Proyeksi dan Rekomendasi Strategis
Jika tidak ada intervensi signifikan, ekspor komponen kendaraan bermotor Indonesia diperkirakan hanya tumbuh 0–1% pada akhir 2025. Namun, peluang tetap terbuka melalui:
- Ekspor komponen EV dan hybrid ke pasar ASEAN dan Timur Tengah.
- Kemitraan jangka panjang dengan produsen global untuk pasokan komponen struktural.
- Ekspor suku cadang after-market melalui e-commerce global (Amazon Auto, Alibaba Parts).
Rekomendasi:
- Percepat pengembangan SDM vokasi otomotif berbasis EV dan mekatronika.
- Tingkatkan anggaran R&D nasional untuk inovasi material ringan dan sistem kelistrikan.
- Bangun pusat desain komponen otomotif nasional untuk mendukung UMKM dalam prototyping dan sertifikasi internasional.
Kesimpulan
Fluktuasi nilai tukar dan perlambatan permintaan otomotif global pada tahun 2025 bukan hanya ujian ekonomi, tetapi juga cermin kematangan struktur industri komponen kendaraan bermotor Indonesia. Pelemahan rupiah yang seharusnya menjadi berkah justru berubah menjadi beban akibat ketergantungan pada input impor dan ketidakmampuan menembus segmen berteknologi tinggi.

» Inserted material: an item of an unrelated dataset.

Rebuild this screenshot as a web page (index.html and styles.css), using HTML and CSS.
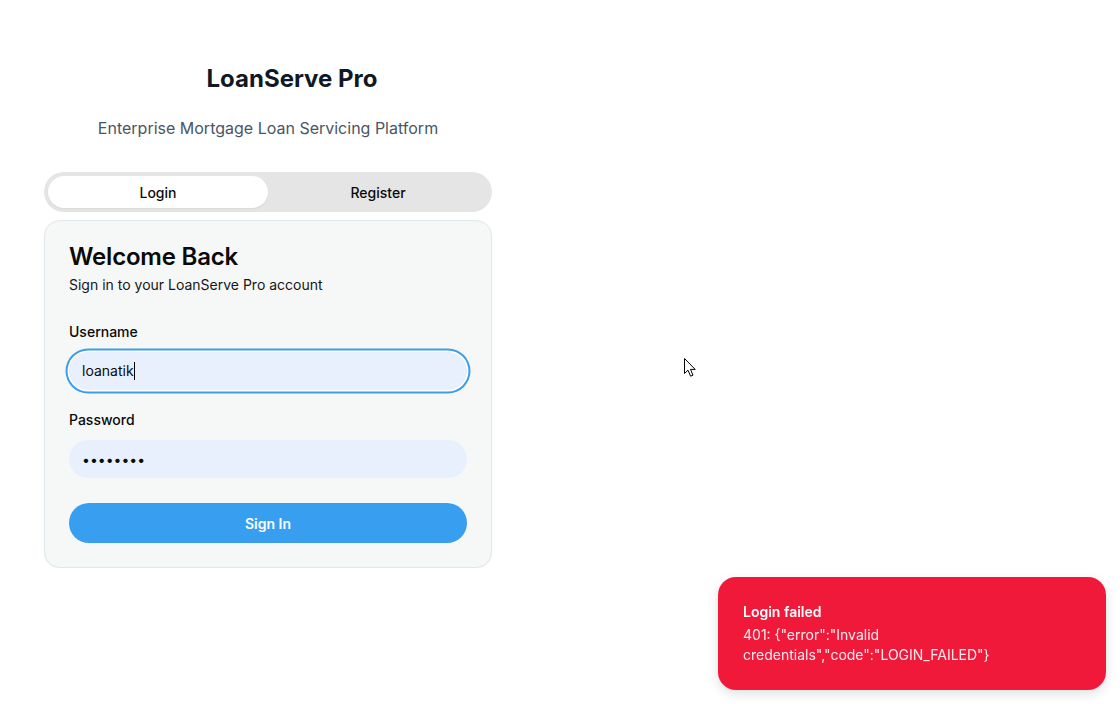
FILE: index.html
```html
<!DOCTYPE html>
<html lang="en">
<head>
<meta charset="utf-8">
<title>LoanServe Pro</title>
<link rel="stylesheet" href="styles.css">
</head>
<body>
<main class="page">
  <header class="brand">
    <div class="brand-row">
      <span class="logo-slot"></span>
      <h1 class="brand-title">LoanServe Pro</h1>
    </div>
    <p class="brand-sub">Enterprise Mortgage Loan Servicing Platform</p>
  </header>

  <div class="tabs">
    <button class="tab tab-active" type="button">Login</button>
    <button class="tab" type="button">Register</button>
  </div>

  <section class="card">
    <h2 class="card-title">Welcome Back</h2>
    <p class="card-desc">Sign in to your LoanServe Pro account</p>

    <form class="form">
      <label class="label label-first" for="username">Username</label>
      <div class="input input-focus"><span class="input-text">loanatik</span><span class="caret"></span></div>
      <label class="label" for="password">Password</label>
      <input id="password" class="input input-pass" type="password" value="password">
      <button class="submit" type="button">Sign In</button>
    </form>
  </section>
</main>

<div class="toast">
  <div class="toast-title">Login failed</div>
  <div class="toast-body">401: {"error":"Invalid credentials","code":"LOGIN_FAILED"}</div>
</div>

<svg class="pointer" width="14" height="22" viewBox="0 0 14 22" aria-hidden="true">
  <path d="M1.5 1.5 L1.5 16.5 L5 13.2 L7.6 19.2 L10 18.2 L7.5 12.4 L12.2 12.4 Z" fill="#fff" stroke="#000" stroke-width="1" stroke-linejoin="miter"/>
</svg>
</body>
</html>
```

FILE: styles.css
```css
* { box-sizing: border-box; }

html, body {
  margin: 0;
  padding: 0;
  background: #ffffff;
  font-family: Inter, "Noto Sans", "Liberation Sans", sans-serif;
  color: #0a0a0a;
}

.page {
  width: 448px;
  margin-left: 44px;
  padding-top: 63px;
}

.brand {
  display: flex;
  flex-direction: column;
  align-items: center;
}

.brand-row {
  display: flex;
  align-items: center;
  gap: 8px;
}

.logo-slot {
  width: 40px;
  height: 32px;
}

.brand-title {
  margin: 0;
  font-size: 24px;
  line-height: 32px;
  font-weight: 700;
  color: #101828;
}

.brand-sub {
  margin: 21px 0 0;
  font-size: 16px;
  line-height: 24px;
  color: #4a5565;
}

.tabs {
  margin-top: 32px;
  height: 40px;
  padding: 4px;
  background: #e5e5e5;
  border-radius: 999px;
  display: grid;
  grid-template-columns: 1fr 1fr;
}

.tab {
  border: 0;
  background: transparent;
  font-family: inherit;
  font-size: 14px;
  font-weight: 500;
  color: #0a0a0a;
  border-radius: 999px;
  height: 32px;
  padding: 0;
}

.tab-active {
  background: #ffffff;
  box-shadow: 0 1px 2px rgba(0, 0, 0, 0.06);
}

.card {
  margin-top: 8px;
  background: #f6f8f8;
  border: 1px solid #e1e7ea;
  border-radius: 16px;
  padding: 24px;
  box-shadow: 0 1px 2px rgba(0, 0, 0, 0.04);
}

.card-title {
  margin: 0;
  font-size: 24px;
  line-height: 24px;
  font-weight: 600;
  letter-spacing: -0.2px;
  color: #0a0a0a;
}

.card-desc {
  margin: 6px 0 0;
  font-size: 14px;
  line-height: 20px;
  color: #171717;
}

.form {
  display: flex;
  flex-direction: column;
}

.label {
  display: block;
  margin-top: 20px;
  font-size: 14px;
  line-height: 20px;
  font-weight: 500;
  color: #0a0a0a;
}

.label-first {
  margin-top: 27px;
}

.input {
  margin-top: 10px;
  height: 38px;
  width: 100%;
  border: 0;
  border-radius: 999px;
  background: #e8f0fe;
  padding: 0 13px;
  font-family: inherit;
  font-size: 14px;
  color: #0a0a0a;
  outline: none;
  display: flex;
  align-items: center;
}

.input-focus {
  box-shadow: 0 0 0 1.5px #ffffff, 0 0 0 3.5px #3b9cec;
}

.input-text {
  line-height: 20px;
}

.caret {
  width: 1px;
  height: 18px;
  background: #000;
}

.input-pass {
  display: block;
}

.submit {
  margin-top: 25px;
  height: 40px;
  border: 0;
  border-radius: 999px;
  background: #389ef0;
  color: #ffffff;
  font-family: inherit;
  font-size: 14px;
  font-weight: 600;
}

.toast {
  position: fixed;
  right: 14px;
  bottom: 14px;
  width: 388px;
  padding: 25px;
  background: #f0193a;
  border-radius: 18px;
  color: #ffffff;
  box-shadow: 0 4px 12px rgba(0, 0, 0, 0.12);
}

.toast-title {
  font-size: 14px;
  line-height: 20px;
  font-weight: 600;
}

.toast-body {
  margin-top: 3px;
  font-size: 14px;
  line-height: 20px;
  color: rgba(255, 255, 255, 0.92);
}

.pointer {
  position: absolute;
  left: 683px;
  top: 357px;
}
```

Transformasi sektor ini tidak cukup hanya dengan meningkatkan volume produksi, tetapi harus mencakup penguatan rantai pasok lokal, adopsi teknologi EV, dan manajemen risiko keuangan. Dengan sinergi kebijakan yang tepat, Indonesia berpotensi tidak hanya bertahan, tetapi juga menjadi pusat manufaktur komponen otomotif berkelanjutan di kawasan Asia Tenggara—asalkan mampu mengubah tantangan menjadi momentum reformasi struktural.